During and immediately after the war, the pope was considered a Jewish saviour. Jewish leaders – such as Jerusalem’s chief rabbi in 1944 – said the people of Israel would never forget what he and his delegates “are doing for our unfortunate brothers and sisters at the most tragic hour”. Jewish newspapers in Britain and America echoed that praise, and Hitler branded him “a Jew lover”.
However, his image turned sour in the 1960s, thanks to Soviet antagonism towards the Vatican and a German play by Rolf Hochhuth, The Deputy, which vilified the pope, accusing him of silence and inaction over the Jews. It was a trend that intensified with the publication of Hitler’s Pope, a book by John Cornwell.
However, as the Vatican’s secretary of state before the war, the future pope contributed to the damning 1937 encyclical of Pius XI, With Burning Anxiety, and, as Pius XII he made condemnatory speeches that were widely interpreted at the time – including by Jewish leaders and newspapers – as clear condemnations of Hitler’s racial policies. Due to the Vatican’s traditionally diplomatic language, the accusation that Pius XII did not speak out has festered.
Professor Ronald J Rychlak, the author of Hitler, the War and the Pope, said: “Gordon Thomas has found primary sources … He has tracked down family members, original documentation and established what really was a universal perception prior to the 1960s. He’s shown what the people at the time – victims, rescuers and villains – all knew: that Pius XII was a great supporter of the victims of the Holocaust.”
Asked why the Vatican had not made the new material available until now or, where stories were known, disseminated them more widely,Thomas said: “The church thinks across centuries. If there’s a dispute for 50 years, so what?”

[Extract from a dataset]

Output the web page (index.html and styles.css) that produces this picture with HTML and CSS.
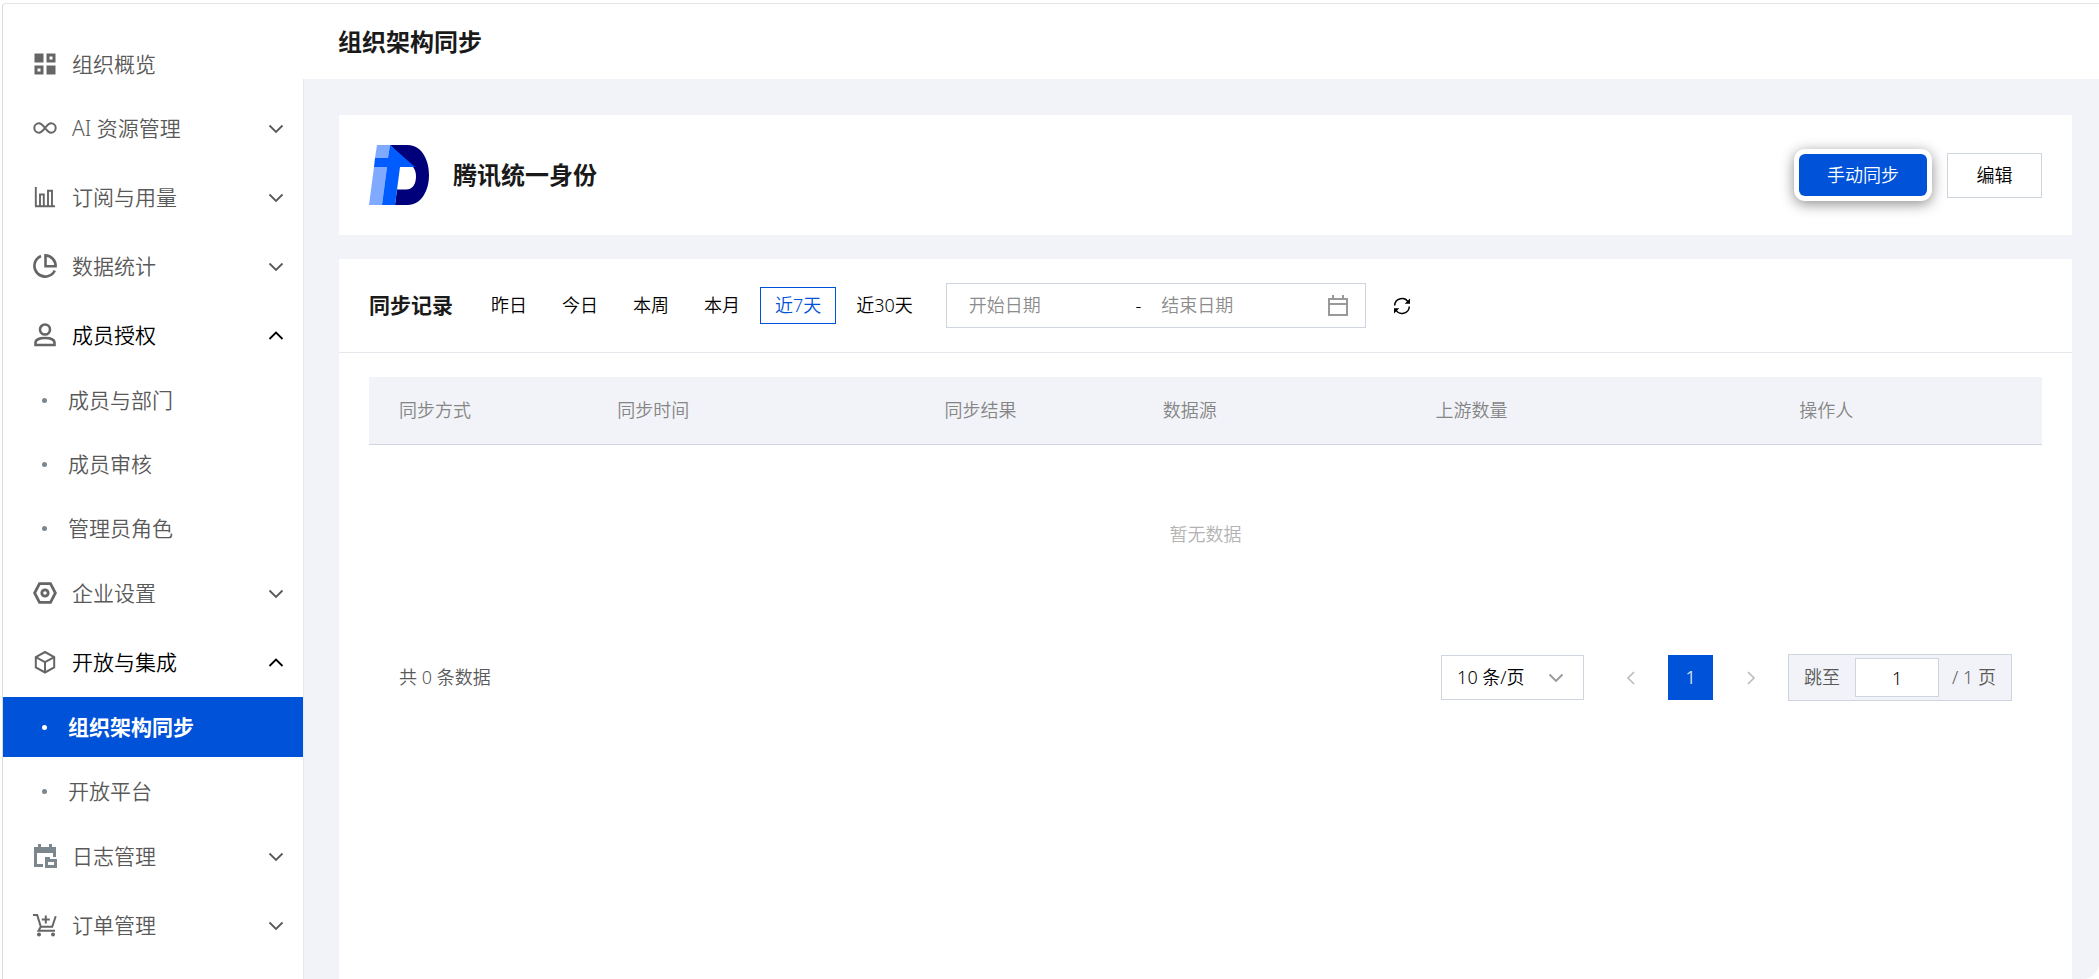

Given all this week’s events, the timing of the new book seems propitious, especially for the author and publisher. History takes its own time to unfold, and often touches off bouts of revisionism and re-revisionism. Thomas appears to have done his homework, and without an ideological or denominational dog in the fight. I’ll add this to the List Of Books I Want If I Ever Get Time To Read Books Again.